When reading about Clash, an account of the 2013 Egyptian riots all filmed from inside a police van, you’d be forgiven for thinking that this is a gimmick film that will run out of steam quickly. But it carries its central idea with relatively great strength from the beginning to the end of its 97 minutes.
Clash begins with an arrest of two journalists reporting on the conflict between police and Muslim Brotherhood supporters. The movement of the van towards and away from riot areas forces narrative development as the police arrest more and more people and put them in the van, which is a clever way of forming the narrative as it allows for what’s happening outside the van to provide context for the changing dynamics within.
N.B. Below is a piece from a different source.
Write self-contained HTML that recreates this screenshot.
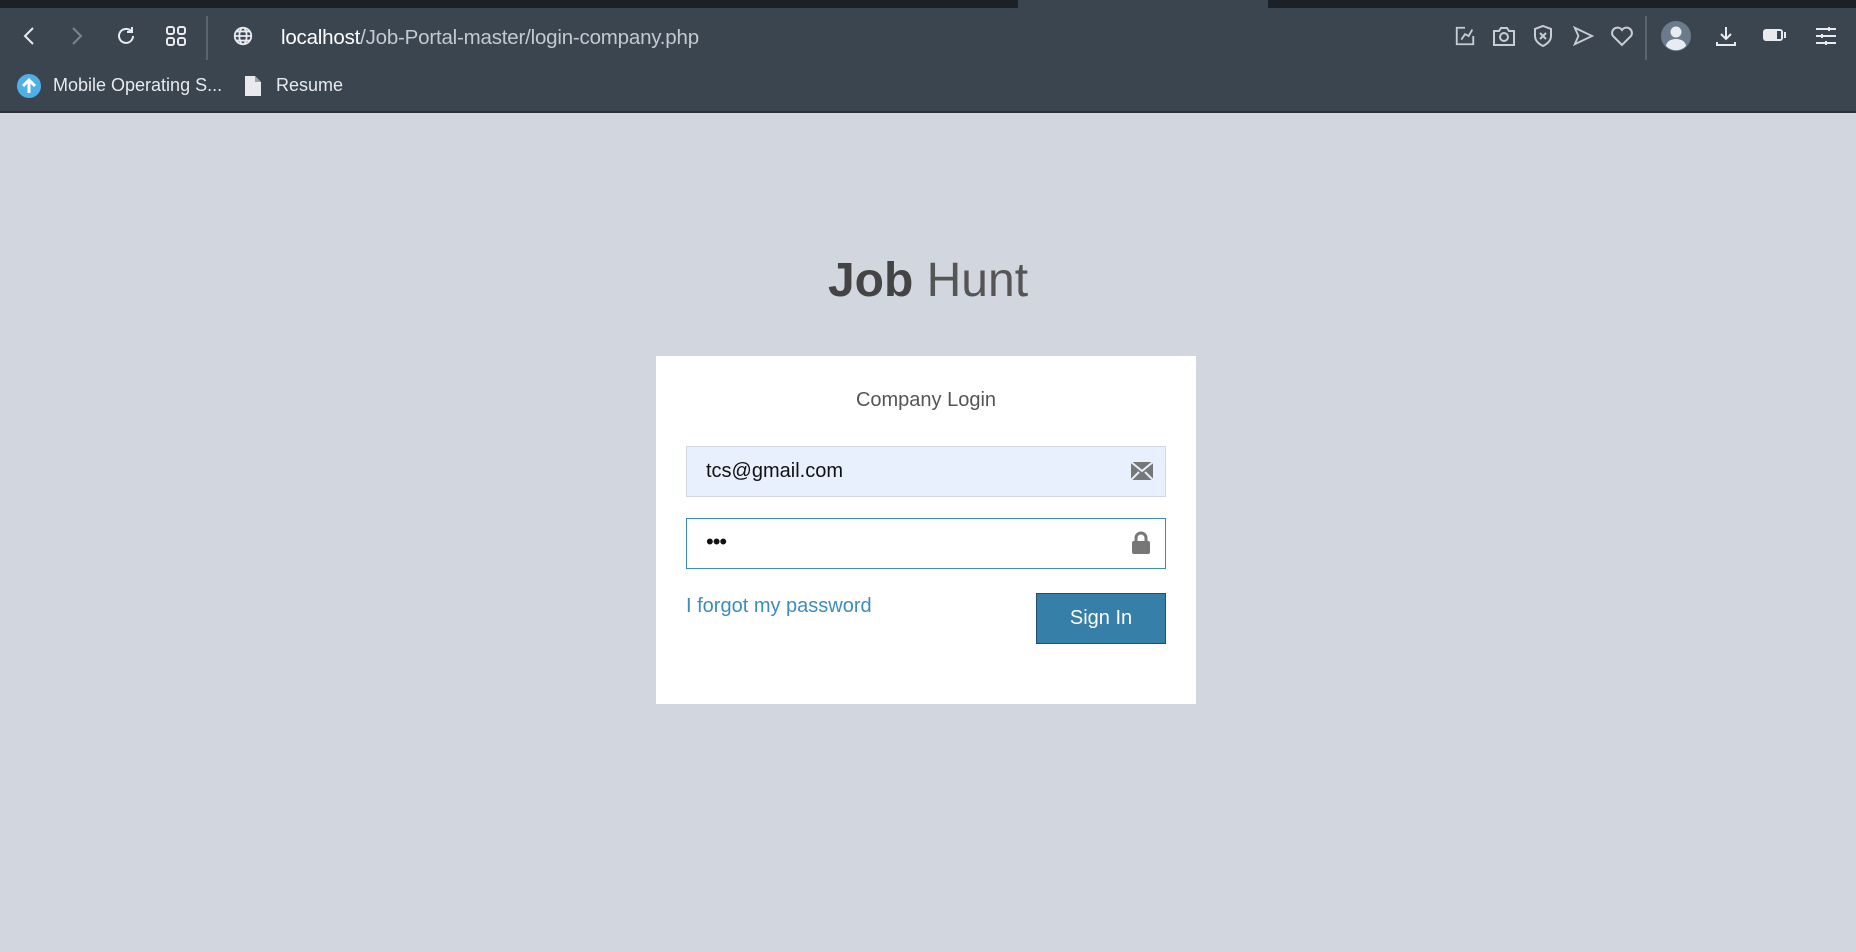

The characters inside the police van are at the mercy of what is happening outside, some of which is out of anyone’s control. Different members of different religious groups, women and children, and argumentative pairs are thrown into the tight confines of the van together, causing internal conflict alongside the conflict going on in the streets.
The setting is very claustrophobia inducing – the camera never leaves the van, the frame getting tighter and tighter around characters’ faces as it fills with more people. The hard-hitting reality of being stuck in the middle of such violent unrest is well communicated, and the panic that many of the characters express manages to cause unrest in the audience, creating a personal experience alongside events that many viewers may not have thought about otherwise.
Shocking and inventive, Clash is a fascinating and immersive watch that holds up its style of filming remarkably well. The runtime could be a little shorter, but overall it’s surprisingly engaging and shows an original take on current political events.
Cast: Nelly Karim, Hany Adel, Ahmed Malek, Ahmed Dash, El Sebaii Mohamed
Director: Mohamed Diab
Writers: Mohamed Diab, Khaled Diab
Synopsis: The 2013 riots in Egypt are told from the inside of a police van.